Relation and Function are quite important from the exam point of view. In mathematics, "sets, relations, and functions" is one of the most important topics of set theory. Sets, relations, and functions are three different words having different meanings mathematically but equally important for the preparation of JEE mains.

How to Study Relations and Functions?

Start preparing by understanding and practicing what is relations and functions. Try to be clear on every types of relations and functions along with domain, co-domain and range. Practice drawing graphs for each functions to have better understanding. For every problems related to functions solve it by drawing a mapping graph which could help avoid mistakes.
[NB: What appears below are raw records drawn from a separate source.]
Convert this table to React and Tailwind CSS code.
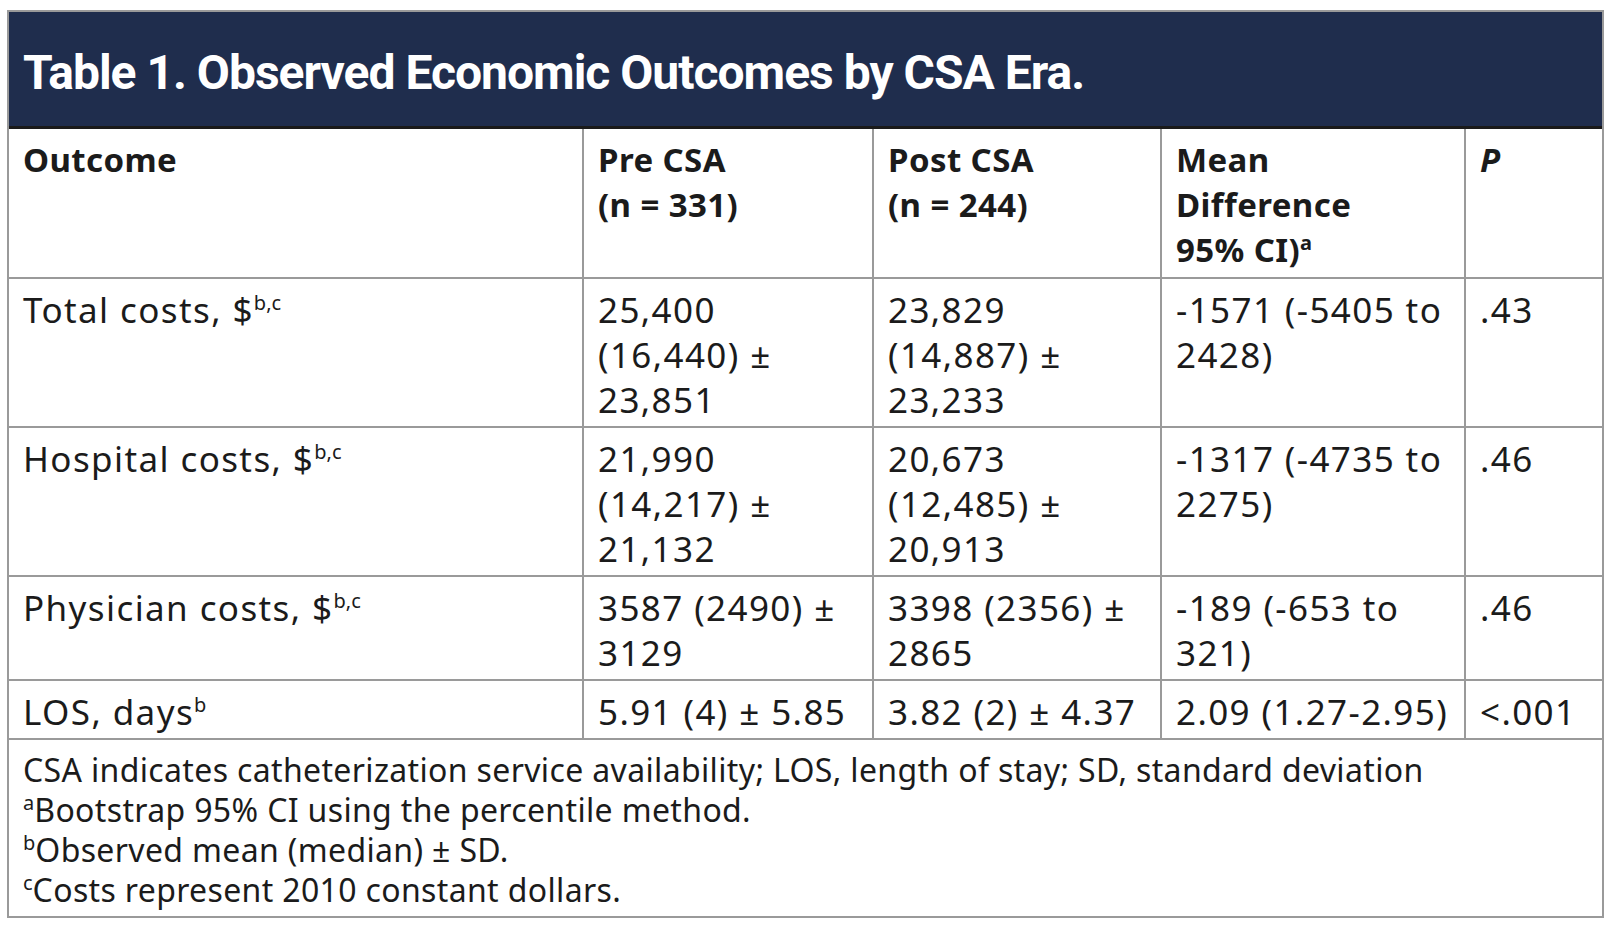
import React from "react";

const F = { fontFamily: "'Noto Sans', 'Liberation Sans', sans-serif" };
const T = { fontFamily: "Roboto, 'Noto Sans', sans-serif" };

function Sup({ children }) {
  return <span className="text-[20px] align-super leading-none tracking-normal">{children}</span>;
}

const rows = [
  {
    o: <>Total costs, $<Sup>b,c</Sup></>,
    pre: <>25,400<br />(16,440) ±<br />23,851</>,
    post: <>23,829<br />(14,887) ±<br />23,233</>,
    md: <>-1571 (-5405 to<br />2428)</>,
    p: ".43",
  },
  {
    o: <>Hospital costs, $<Sup>b,c</Sup></>,
    pre: <>21,990<br />(14,217) ±<br />21,132</>,
    post: <>20,673<br />(12,485) ±<br />20,913</>,
    md: <>-1317 (-4735 to<br />2275)</>,
    p: ".46",
  },
  {
    o: <>Physician costs, $<Sup>b,c</Sup></>,
    pre: <>3587 (2490) ±<br />3129</>,
    post: <>3398 (2356) ±<br />2865</>,
    md: <>-189 (-653 to<br />321)</>,
    p: ".46",
  },
  {
    o: <>LOS, days<Sup>b</Sup></>,
    pre: <>5.91 (4) ± 5.85</>,
    post: <>3.82 (2) ± 4.37</>,
    md: <>2.09 (1.27-2.95)</>,
    p: "<.001",
  },
];

export default function App() {
  const td = "border-2 border-[#9a9a9a] align-top pl-[14px] pr-[4px] pt-[8px] pb-[4px] whitespace-nowrap";
  return (
    <div className="w-[1612px] h-[928px] bg-white text-[#1b1b1b]" style={F}>
      <div className="pt-[10px] pl-[7px]">
        <div className="w-[1597px] border-2 border-[#9a9a9a]">
          <div className="h-[117px] bg-[#1f2d4d] border-b-[3px] border-[#1a1a1a] flex items-center pl-[14px] pt-[8px]">
            <h1 className="text-[48px] font-bold text-white leading-none tracking-[-1px]" style={T}>Table 1. Observed Economic Outcomes by CSA Era.</h1>
          </div>
          <table className="w-full border-collapse table-fixed -mb-[2px]">
            <colgroup>
              <col className="w-[574px]" />
              <col className="w-[290px]" />
              <col className="w-[288px]" />
              <col className="w-[304px]" />
              <col />
            </colgroup>
            <thead>
              <tr className="text-[33px] font-bold leading-[45px] tracking-[0.4px]">
                <th className={`${td} border-l-0 border-t-0 text-left h-[149px]`}>Outcome</th>
                <th className={`${td} border-t-0 text-left`}>Pre CSA<br />(n = 331)</th>
                <th className={`${td} border-t-0 text-left`}>Post CSA<br />(n = 244)</th>
                <th className={`${td} border-t-0 text-left`}>Mean<br />Difference<br />95% CI)<Sup>a</Sup></th>
                <th className={`${td} border-t-0 border-r-0 text-left italic`}>P</th>
              </tr>
            </thead>
            <tbody className="text-[35px] leading-[45px] tracking-[1.4px]">
              {rows.map((r, i) => (
                <tr key={i}>
                  <td className={`${td} border-l-0`}>{r.o}</td>
                  <td className={td}>{r.pre}</td>
                  <td className={td}>{r.post}</td>
                  <td className={td}>{r.md}</td>
                  <td className={`${td} border-r-0`}>{r.p}</td>
                </tr>
              ))}
              <tr>
                <td colSpan={5} className="border-2 border-[#9a9a9a] border-l-0 border-r-0 pl-[14px] pt-[10px] pb-[6px] text-[32px] leading-[40px] tracking-[0.35px]">
                  <div>CSA indicates catheterization service availability; LOS, length of stay; SD, standard deviation</div>
                  <div><Sup>a</Sup>Bootstrap 95% CI using the percentile method.</div>
                  <div><Sup>b</Sup>Observed mean (median) ± SD.</div>
                  <div><Sup>c</Sup>Costs represent 2010 constant dollars.</div>
                </td>
              </tr>
            </tbody>
          </table>
        </div>
      </div>
    </div>
  );
}
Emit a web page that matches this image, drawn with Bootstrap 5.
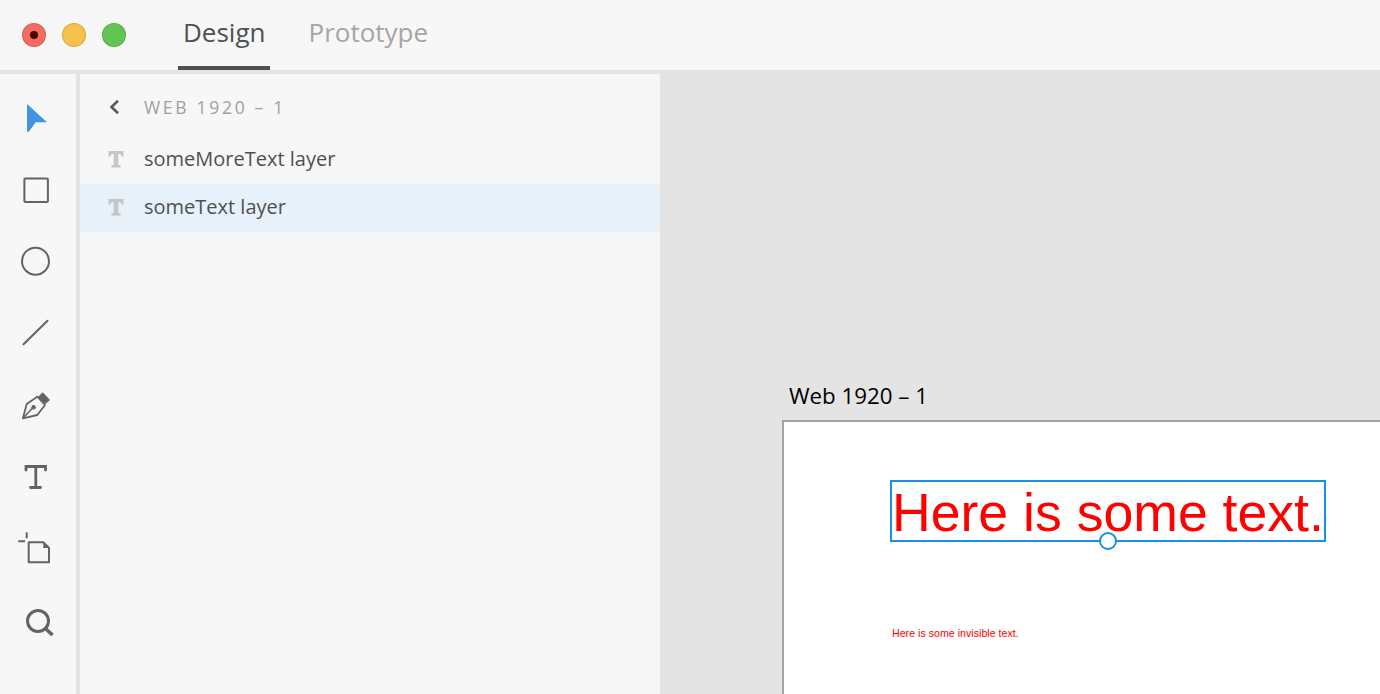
<!DOCTYPE html>
<html lang="en"><head><meta charset="utf-8"><title>Design</title>
<link href="https://cdn.jsdelivr.net/npm/bootstrap@5.3.0/dist/css/bootstrap.min.css" rel="stylesheet">
<style>
html,body{height:100%;overflow:hidden}
body{font-family:"Open Sans","Liberation Sans",sans-serif;background:#f7f7f7;color:#505050}
.app-shell{height:694px;width:1380px}
.title-bar{height:74px;border-bottom:4px solid #e3e3e3;background:#f7f7f7;padding-left:22px}
.light-dot{width:24px;height:24px;border-radius:50%;border:1px solid rgba(0,0,0,.12)}
.light-r{background:#f26d60}.light-y{background:#f7c14d}.light-g{background:#61c554}
.light-core{width:8px;height:8px;border-radius:50%;background:#4a0500}
.mode-tabs{margin-left:52px;gap:33px;height:70px}
.mode-tab{font-size:26px;padding:0 5px;height:70px;line-height:64px;color:#a8a5a2;border-bottom:4px solid transparent}
.mode-tab.on{color:#505050;border-bottom-color:#505050}
.main-area{height:620px}
.tool-rail{width:80px;border-right:4px solid #e3e3e3;flex:none;background:#f7f7f7}
.tool-rail svg{display:block;position:absolute}
.tool-slot{height:72px;width:76px;position:relative}
.layer-panel{width:580px;flex:none;background:#f7f7f7}
.crumb{height:62px;padding:4px 0 0 28px;color:#a0a0a0;font-size:17.5px;font-weight:500;letter-spacing:2.7px}
.crumb-label{margin-left:24px}
.layer-row{height:48px;padding:0 0 2px 28px;font-size:20px;color:#505050}
.layer-row.sel{background:#e7f1fa}
.layer-name{margin-left:20px}
.board-area{background:#e4e4e4;padding:306px 0 0 122px;overflow:hidden}
.board-name{font-size:22.3px;color:#000;height:40px;line-height:31px;margin-left:7px}
.board{background:#fff;border:2px solid #a3a3a3;border-right:0;border-bottom:0;height:300px;position:relative}
.pick-box{position:absolute;left:106px;top:58px;width:436px;height:62px;border:2px solid #1b8fe3}
.big-copy{position:absolute;left:108px;top:59px;font-family:"Liberation Sans",Arial,sans-serif;font-size:53.6px;line-height:62px;color:#f00;white-space:nowrap}
.pick-handle{position:absolute;left:315px;top:110px;width:18px;height:18px;border-radius:50%;background:#fff;border:2px solid #1b8fe3}
.tiny-copy{position:absolute;left:108px;top:204px;font-family:"Liberation Sans",Arial,sans-serif;font-size:10.67px;line-height:14px;color:#f00;white-space:nowrap}
</style></head><body>
<div class="app-shell d-flex flex-column">
  <div class="title-bar d-flex align-items-center flex-shrink-0">
    <div class="d-flex gap-3">
      <span class="light-dot light-r d-flex align-items-center justify-content-center"><span class="light-core"></span></span>
      <span class="light-dot light-y"></span>
      <span class="light-dot light-g"></span>
    </div>
    <div class="mode-tabs d-flex">
      <div class="mode-tab on">Design</div>
      <div class="mode-tab">Prototype</div>
    </div>
  </div>
  <div class="main-area d-flex">
    <div class="tool-rail">
      <div class="tool-slot"><svg style="left:22px;top:26px" width="28" height="34" viewBox="0 0 28 34"><path d="M5 4L25 22.3H13.7L6.7 31.7H5Z" fill="#4293e2"/></svg></div>
      <div class="tool-slot"><svg style="left:20px;top:26px" width="32" height="32" viewBox="0 0 32 32"><rect x="4.4" y="6.4" width="23.5" height="23.5" rx="1" fill="none" stroke="#636363" stroke-width="2"/></svg></div>
      <div class="tool-slot"><svg style="left:20px;top:26px" width="32" height="34" viewBox="0 0 32 34"><circle cx="15.5" cy="17.2" r="13.5" fill="none" stroke="#636363" stroke-width="2"/></svg></div>
      <div class="tool-slot"><svg style="left:20px;top:26px" width="32" height="32" viewBox="0 0 32 32"><path d="M3.5 28.3L27.5 4.7" stroke="#636363" stroke-width="2" stroke-linecap="round"/></svg></div>
      <div class="tool-slot"><svg style="left:20px;top:26px" width="32" height="36" viewBox="0 0 32 36"><path d="M2.9 30.3L6.7 16L17.3 8.7L25 17L17.3 27Z" fill="none" stroke="#636363" stroke-width="1.8" stroke-linejoin="round"/><path d="M17.7 9.3L22.7 4.3L30 12L25.3 16Z" fill="#636363"/><path d="M2.9 30.3L13.3 19.3" stroke="#636363" stroke-width="1.6"/><circle cx="13.6" cy="19.3" r="2.2" fill="#636363"/></svg></div>
      <div class="tool-slot"><svg style="left:20px;top:26px" width="32" height="32" viewBox="0 0 32 32"><path d="M6 10V6.5H25.5V10M15.8 6.5V27M10.5 27.5H20.5" fill="none" stroke="#636363" stroke-width="2.8" stroke-linecap="round"/></svg></div>
      <div class="tool-slot"><svg style="left:16px;top:21px" width="38" height="42" viewBox="0 0 38 42"><path d="M2.3 14.3H9M10.7 5.3V11.3" stroke="#636363" stroke-width="2"/><path d="M12.7 15.3H27.3L33 21V35.3H12.7Z" fill="none" stroke="#636363" stroke-width="2" stroke-linejoin="round"/><path d="M27.3 15.3L33 21H27.3Z" fill="#636363"/></svg></div>
      <div class="tool-slot"><svg style="left:24px;top:20px" width="34" height="42" viewBox="0 0 34 42"><circle cx="14" cy="23" r="10.5" fill="none" stroke="#636363" stroke-width="3"/><path d="M22 31L28.5 37" stroke="#636363" stroke-width="3.6"/></svg></div>
    </div>
    <div class="layer-panel">
      <div class="crumb d-flex align-items-center">
        <svg width="12" height="16" viewBox="0 0 12 16"><path d="M10 1.7L3.5 8L10 14.3" fill="none" stroke="#5a5a5a" stroke-width="2.6"/></svg>
        <span class="crumb-label">WEB 1920 – 1</span>
      </div>
      <div class="layer-row d-flex align-items-center">
        <svg width="16" height="18" viewBox="0 0 16 18"><path d="M0.5 6.5V1H15.5V6.5H13.5L12.5 4H3.5L2.5 6.5ZM5.7 3H10.3V15H12.5V17.5H3.5V15H5.7Z" fill="#c6c6c6"/></svg>
        <span class="layer-name">someMoreText layer</span>
      </div>
      <div class="layer-row sel d-flex align-items-center">
        <svg width="16" height="18" viewBox="0 0 16 18"><path d="M0.5 6.5V1H15.5V6.5H13.5L12.5 4H3.5L2.5 6.5ZM5.7 3H10.3V15H12.5V17.5H3.5V15H5.7Z" fill="#c6c6c6"/></svg>
        <span class="layer-name">someText layer</span>
      </div>
    </div>
    <div class="board-area flex-grow-1">
      <div class="board-name">Web 1920 – 1</div>
      <div class="board">
        <div class="pick-box"></div>
        <div class="big-copy">Here is some text.</div>
        <div class="pick-handle"></div>
        <div class="tiny-copy">Here is some invisible text.</div>
      </div>
    </div>
  </div>
</div>
</body></html>
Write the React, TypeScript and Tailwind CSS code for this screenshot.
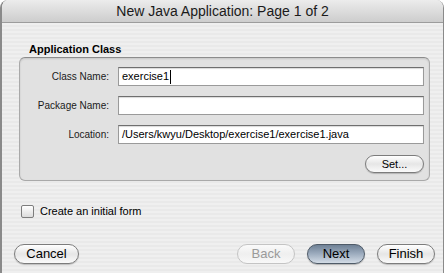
import React from "react";

const font = "font-['Liberation_Sans',Arial,sans-serif]";

const Field = ({ value, caret }: { value: string; caret?: boolean }) => (
  <div className="w-[306px] h-[19px] bg-white border border-[#9a9a9a] border-t-[#6f6f6f] shadow-[inset_0_1px_1px_rgba(0,0,0,0.15)] flex items-center pl-[3px] text-[11px] text-black">
    <span>{value}</span>
    {caret ? <span className="ml-[1px] h-[14px] border-r border-black" /> : null}
  </div>
);

const Row = ({ label, value, caret }: { label: string; value: string; caret?: boolean }) => (
  <div className="flex items-center">
    <div className="w-[90px] pr-[1px] text-right text-[10px] text-[#1a1a1a]">{label}</div>
    <div className="ml-[8px]">
      <Field value={value} caret={caret} />
    </div>
  </div>
);

const Pill = ({ label, kind }: { label: string; kind?: "default" | "disabled" }) => {
  let cls =
    "border-[#7c7c7c] bg-gradient-to-b from-[#ffffff] via-[#e6e6e6] to-[#fafafa] text-black shadow-[0_1px_1px_rgba(0,0,0,0.2)]";
  if (kind === "default")
    cls =
      "border-[#4f5b68] bg-gradient-to-b from-[#6f8196] via-[#9eadbf] to-[#d3dce6] text-black shadow-[0_1px_1px_rgba(0,0,0,0.25)]";
  if (kind === "disabled")
    cls = "border-[#c4c4c4] bg-gradient-to-b from-[#fafafa] via-[#efefef] to-[#f8f8f8] text-[#9a9a9a]";
  return (
    <div className={`w-[58px] h-[20px] rounded-full border flex items-center justify-center text-[13px] ${cls}`}>
      {label}
    </div>
  );
};

export default function App() {
  return (
    <div className={`w-[444px] h-[273px] bg-white overflow-hidden ${font}`}>
      <div className="h-full flex flex-col rounded-t-[8px] overflow-hidden border-l-2 border-r border-[#8a8a8a]">
        <div className="h-[23px] shrink-0 border-b border-[#9c9c9c] bg-gradient-to-b from-[#ececec] to-[#cdcdcd] flex items-center justify-center text-[14px] text-[#1a1a1a]">
          New Java Application: Page 1 of 2
        </div>
        <div className="flex-1 bg-[repeating-linear-gradient(180deg,#efefef_0px,#efefef_2px,#e9e9e9_2px,#e9e9e9_4px)] pt-[20px]">
          <div className="ml-[27px] text-[11px] leading-[13px] font-bold text-black">Application Class</div>
          <div className="ml-[17px] mt-[1px] w-[411px] h-[124px] rounded-[6px] border border-[#a9a9a9] border-t-[#8c8c8c] bg-[#e1e1e1] shadow-[inset_0_1px_2px_rgba(0,0,0,0.12)] pt-[9px] pr-[5px]">
            <div className="flex flex-col gap-[10px]">
              <Row label="Class Name:" value="exercise1" caret />
              <Row label="Package Name:" value="" />
              <Row label="Location:" value="/Users/kwyu/Desktop/exercise1/exercise1.java" />
            </div>
            <div className="flex justify-end mt-[11px]">
              <div className="w-[59px] h-[18px] rounded-full border border-[#7c7c7c] bg-gradient-to-b from-[#ffffff] via-[#e6e6e6] to-[#fafafa] shadow-[0_1px_1px_rgba(0,0,0,0.2)] flex items-center justify-center text-[11px] text-black">
                Set...
              </div>
            </div>
          </div>
          <div className="flex items-center ml-[19px] mt-[22px]">
            <div className="w-[13px] h-[13px] rounded-[2px] border border-[#7d7d7d] bg-gradient-to-b from-[#ffffff] to-[#dcdcdc]" />
            <div className="ml-[6px] text-[11px] text-black">Create an initial form</div>
          </div>
          <div className="flex items-center ml-[12px] mt-[24px] pr-[8px]">
            <div className="w-[65px] h-[20px] rounded-full border border-[#7c7c7c] bg-gradient-to-b from-[#ffffff] via-[#e6e6e6] to-[#fafafa] shadow-[0_1px_1px_rgba(0,0,0,0.2)] flex items-center justify-center text-[13px] text-black">
              Cancel
            </div>
            <div className="flex-1" />
            <div className="flex gap-[12px]">
              <Pill label="Back" kind="disabled" />
              <Pill label="Next" kind="default" />
              <Pill label="Finish" />
            </div>
          </div>
        </div>
      </div>
    </div>
  );
}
If you are preparing for competitive exams then solve as many problems as you can. Do not jump on the solution right away. Remember if your basics are clear you should be able to solve any question on this topic.

Important Books for Relations and Functions

Start from NCERT Books, the illustration is simple and lucid. You should be able to understand most of the things. Solve all problems (including miscellaneous problem) of NCERT. If you do this, your basic level of preparation will be completed.

Then you can refer to the book Algebra Arihant by Dr. SK goyal or RD Sharma or Cengage Mathematics Algebra but make sure you follow any one of these not all. Relations and Functions are explained very well in these books and there are an ample amount of questions with crystal clear concepts. Choice of reference book depends on person to person, find the book that best suits you the best, depending on how well you are clear with the concepts and the difficulty of the questions you require.